◆ EXERCISE DETAILS: How many lines of these entries hold the string "styles"? Reply with the number alone.

◆ EXERCISE MATERIAL:
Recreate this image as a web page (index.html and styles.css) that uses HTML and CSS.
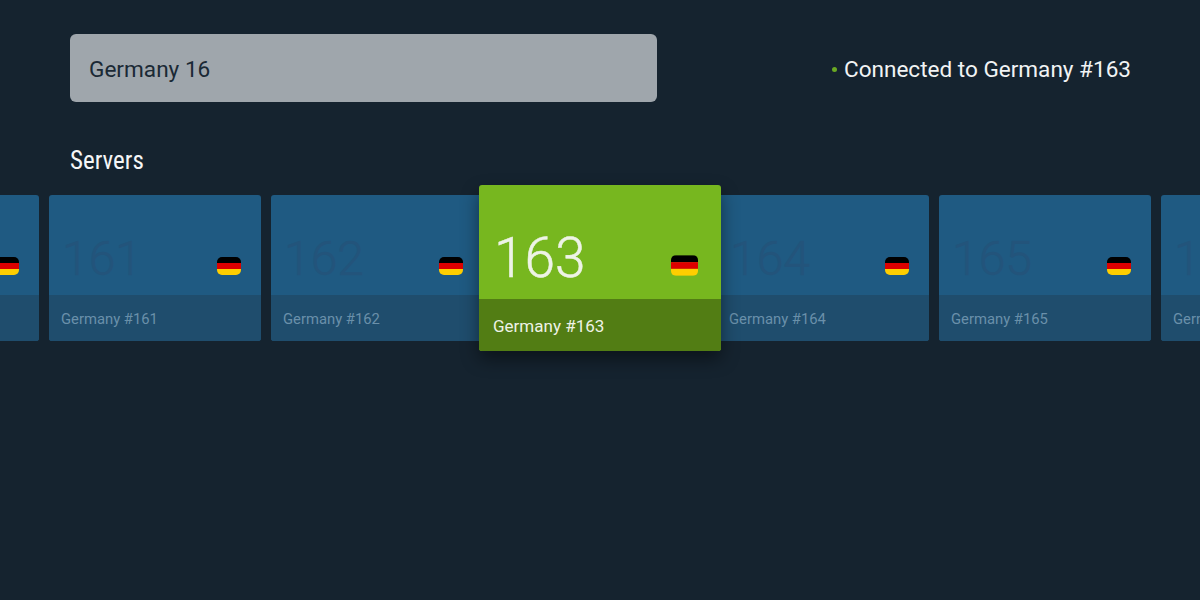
FILE: index.html
```html
<!DOCTYPE html>
<html lang="en">
<head>
    <meta charset="UTF-8">
    <meta name="viewport" content="width=device-width, initial-scale=1.0">
    <title>Servers</title>
    <link rel="stylesheet" href="styles.css">
</head>
<body>
    <div class="top-bar">
        <div class="search-box">Germany 16</div>
        <div class="status"><span class="status-dot"></span>Connected to Germany #163</div>
    </div>

    <h2 class="section-title">Servers</h2>

    <div class="server-row">
        <div class="server-card">
            <div class="card-main">
                <span class="card-number">160</span>
                <svg class="flag" viewBox="0 0 24 18"><rect width="24" height="6" fill="#000"/><rect y="6" width="24" height="6" fill="#dd0000"/><rect y="12" width="24" height="6" fill="#ffce00"/></svg>
            </div>
            <div class="card-label">Germany #160</div>
        </div>
        <div class="server-card">
            <div class="card-main">
                <span class="card-number">161</span>
                <svg class="flag" viewBox="0 0 24 18"><rect width="24" height="6" fill="#000"/><rect y="6" width="24" height="6" fill="#dd0000"/><rect y="12" width="24" height="6" fill="#ffce00"/></svg>
            </div>
            <div class="card-label">Germany #161</div>
        </div>
        <div class="server-card">
            <div class="card-main">
                <span class="card-number">162</span>
                <svg class="flag" viewBox="0 0 24 18"><rect width="24" height="6" fill="#000"/><rect y="6" width="24" height="6" fill="#dd0000"/><rect y="12" width="24" height="6" fill="#ffce00"/></svg>
            </div>
            <div class="card-label">Germany #162</div>
        </div>
        <div class="server-card selected">
            <div class="card-main">
                <span class="card-number">163</span>
                <svg class="flag" viewBox="0 0 24 18"><rect width="24" height="6" fill="#000"/><rect y="6" width="24" height="6" fill="#dd0000"/><rect y="12" width="24" height="6" fill="#ffce00"/></svg>
            </div>
            <div class="card-label">Germany #163</div>
        </div>
        <div class="server-card">
            <div class="card-main">
                <span class="card-number">164</span>
                <svg class="flag" viewBox="0 0 24 18"><rect width="24" height="6" fill="#000"/><rect y="6" width="24" height="6" fill="#dd0000"/><rect y="12" width="24" height="6" fill="#ffce00"/></svg>
            </div>
            <div class="card-label">Germany #164</div>
        </div>
        <div class="server-card">
            <div class="card-main">
                <span class="card-number">165</span>
                <svg class="flag" viewBox="0 0 24 18"><rect width="24" height="6" fill="#000"/><rect y="6" width="24" height="6" fill="#dd0000"/><rect y="12" width="24" height="6" fill="#ffce00"/></svg>
            </div>
            <div class="card-label">Germany #165</div>
        </div>
        <div class="server-card">
            <div class="card-main">
                <span class="card-number">166</span>
                <svg class="flag" viewBox="0 0 24 18"><rect width="24" height="6" fill="#000"/><rect y="6" width="24" height="6" fill="#dd0000"/><rect y="12" width="24" height="6" fill="#ffce00"/></svg>
            </div>
            <div class="card-label">Germany #166</div>
        </div>
    </div>
</body>
</html>
```

FILE: styles.css
```css
/* Page */
html, body {
    height: 100%;
}
body {
    font-family: Roboto, "Liberation Sans", sans-serif;
    background-color: #15232f;
    margin: 0;
    overflow: hidden;
}

/* Search + connection status */
.top-bar {
    display: flex;
    align-items: center;
    justify-content: space-between;
    padding: 34px 69px 0 70px;
}
.search-box {
    width: 568px;
    height: 66px;
    padding: 2px 0 0 19px;
    display: flex;
    align-items: center;
    background-color: #9fa6ac;
    border-radius: 6px;
    color: #1a2935;
    font-size: 22.6px;
}
.status {
    display: flex;
    align-items: center;
    padding-top: 2px;
    color: #f1f3f4;
    font-size: 22.55px;
}
.status-dot {
    width: 5px;
    height: 5px;
    margin-right: 7px;
    border-radius: 50%;
    background-color: #6aa823;
}

.section-title {
    margin: 45px 0 0 70px;
    height: 48px;
    color: #f5f6f7;
    font-size: 25px;
    font-weight: 400;
    line-height: 28px;
    font-stretch: condensed;
}

/* Server cards */
.server-row {
    display: flex;
    align-items: center;
    gap: 10px;
    height: 166px;
    margin-left: -173px;
    margin-top: -10px;
}
.server-card {
    flex: none;
    width: 212px;
    height: 146px;
    display: flex;
    flex-direction: column;
    border-radius: 3px;
    overflow: hidden;
    background-color: #1f5a82;
}
.card-main {
    height: 100px;
    display: flex;
    align-items: flex-end;
    justify-content: space-between;
    padding: 0 20px 20px 13px;
    box-sizing: border-box;
}
.card-number {
    color: #23547b;
    font-size: 48px;
    font-weight: 300;
    -webkit-text-stroke: 0.5px #23547b;
    line-height: 54px;
    margin-bottom: -11px;
}
.flag {
    width: 24px;
    height: 18px;
    border-radius: 5px;
}
.card-label {
    flex: 1;
    display: flex;
    align-items: center;
    padding: 2px 0 0 12px;
    background-color: #1f4d6d;
    color: #6a90aa;
    font-size: 14.8px;
}

.server-card.selected {
    width: 242px;
    height: 166px;
    margin: 0 -14px;
    position: relative;
    z-index: 1;
    background-color: #77b71f;
    box-shadow: 0 8px 18px rgba(0, 0, 0, 0.45);
}
.selected .card-main {
    height: 114px;
    padding: 0 23px 23px 15px;
}
.selected .card-number {
    color: #eef3e6;
    -webkit-text-stroke: 0.5px #eef3e6;
    font-size: 55px;
    line-height: 62px;
    margin-bottom: -13px;
}
.selected .flag {
    width: 27px;
    height: 21px;
    border-radius: 5px;
}
.selected .card-label {
    padding: 2px 0 0 14px;
    background-color: #527d14;
    color: #eef2e6;
    font-size: 17px;
}
```
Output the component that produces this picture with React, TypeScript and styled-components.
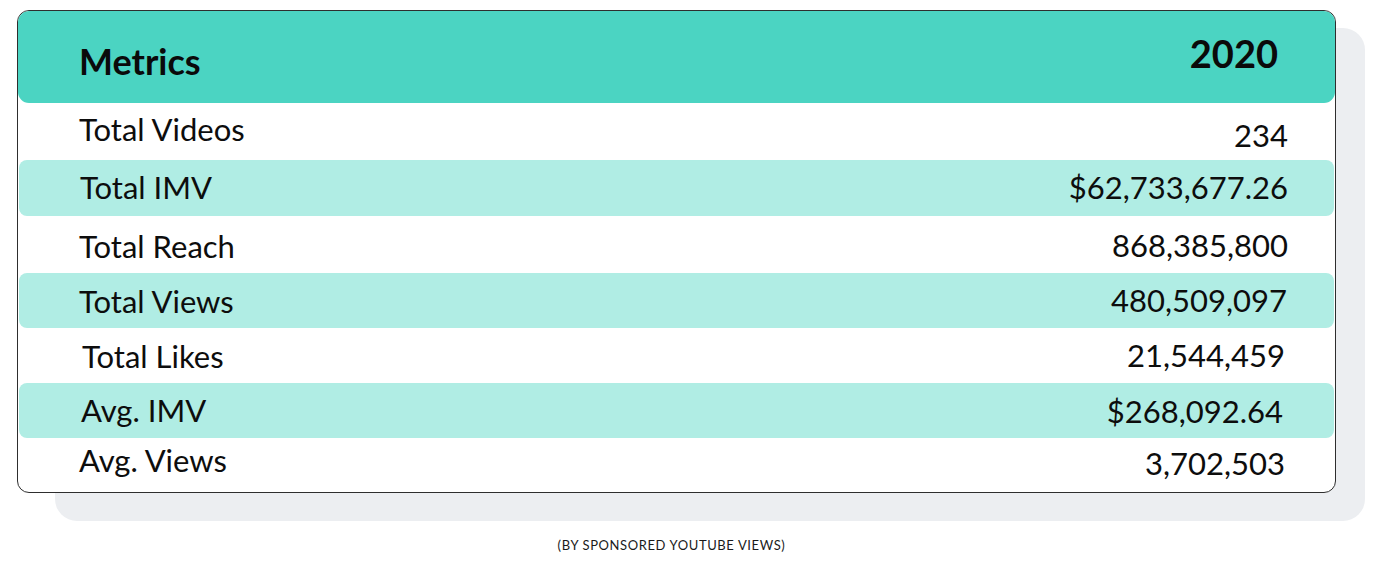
import React from "react";
import styled, { createGlobalStyle, css } from "styled-components";

const GlobalStyle = createGlobalStyle`
  body {
    margin: 0;
    background: #ffffff;
    font-family: "Lato", "Liberation Sans", sans-serif;
    color: #111;
  }
`;

const shiftY = (dy: number) => css`
  padding-top: ${dy > 0 ? dy * 2 : 0}px;
  padding-bottom: ${dy < 0 ? -dy * 2 : 0}px;
`;

const Page = styled.div`
  padding: 10px 0 0 17px;
  width: 1319px;
  display: flex;
  flex-direction: column;
  align-items: center;
`;

const Stage = styled.div`
  position: relative;
  width: 1319px;
`;

const Backdrop = styled.div`
  position: absolute;
  left: 38px;
  top: 18px;
  width: 1310px;
  height: 493px;
  background: #eceef1;
  border-radius: 22px;
  z-index: 0;
`;

const Card = styled.div`
  position: relative;
  z-index: 1;
  box-sizing: border-box;
  height: 483px;
  border: 1px solid #2e2e2e;
  border-radius: 12px;
  background: #ffffff;
  display: flex;
  flex-direction: column;
  overflow: hidden;
`;

const Header = styled.div`
  height: 92px;
  flex: none;
  background: #4bd4c2;
  border-radius: 11px;
  display: flex;
  align-items: center;
  justify-content: space-between;
  padding: 0 57px 0 61px;
`;

const HeaderCell = styled.div<{ $size: number; $dy: number }>`
  font-weight: 700;
  font-size: ${(p) => p.$size}px;
  line-height: 1.2;
  color: #0a0a0a;
  ${(p) => shiftY(p.$dy)}
`;

const Body = styled.div`
  flex: 1;
  display: flex;
  flex-direction: column;
`;

const Row = styled.div<{ $shade: boolean; $h: number }>`
  height: ${(p) => p.$h}px;
  flex: none;
  display: flex;
  align-items: center;
  justify-content: space-between;
  margin: 0 1px;
  border-radius: 8px;
  background: ${(p) => (p.$shade ? "#b0ede4" : "transparent")};
  padding: 0 46px 0 60px;
`;

const Cell = styled.div<{ $dy: number; $dx: number }>`
  font-size: 31px;
  line-height: 1.2;
  color: #0d0d0d;
  ${(p) => shiftY(p.$dy)}
  margin-left: ${(p) => (p.$dx > 0 ? p.$dx : 0)}px;
  margin-right: ${(p) => (p.$dx < 0 ? -p.$dx : 0)}px;
`;

const Caption = styled.div`
  margin-top: 44px;
  margin-right: 10px;
  font-size: 13px;
  letter-spacing: 0.6px;
  color: #1a1a1a;
  text-transform: uppercase;
`;

type Metric = {
  label: string;
  value: string;
  h: number;
  ly: number;
  lx: number;
  vy: number;
  vx: number;
};

const metrics: Metric[] = [
  { label: "Total Videos", value: "234", h: 57, ly: -2, lx: 0, vy: 4, vx: 0 },
  { label: "Total IMV", value: "$62,733,677.26", h: 56, ly: 0, lx: 1, vy: 0, vx: 0 },
  { label: "Total Reach", value: "868,385,800", h: 57, ly: 2, lx: 0, vy: 1, vx: 0 },
  { label: "Total Views", value: "480,509,097", h: 55, ly: 1, lx: 0, vy: 0, vx: -1 },
  { label: "Total Likes", value: "21,544,459", h: 55, ly: 1, lx: 3, vy: 0, vx: -3 },
  { label: "Avg. IMV", value: "$268,092.64", h: 55, ly: 0, lx: 2, vy: 1, vx: -5 },
  { label: "Avg. Views", value: "3,702,503", h: 54, ly: -4, lx: 0, vy: -1, vx: -3 },
];

export default function App() {
  return (
    <>
      <GlobalStyle />
      <Page>
        <Stage>
          <Backdrop />
          <Card>
            <Header>
              <HeaderCell $size={36} $dy={5}>
                Metrics
              </HeaderCell>
              <HeaderCell $size={38} $dy={-3}>
                2020
              </HeaderCell>
            </Header>
            <Body>
              {metrics.map((m, i) => (
                <Row key={m.label} $shade={i % 2 === 1} $h={m.h}>
                  <Cell $dy={m.ly} $dx={m.lx}>
                    {m.label}
                  </Cell>
                  <Cell $dy={m.vy} $dx={m.vx}>
                    {m.value}
                  </Cell>
                </Row>
              ))}
            </Body>
          </Card>
        </Stage>
        <Caption>(By sponsored YouTube views)</Caption>
      </Page>
    </>
  );
}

◆ FINAL ANSWER: 3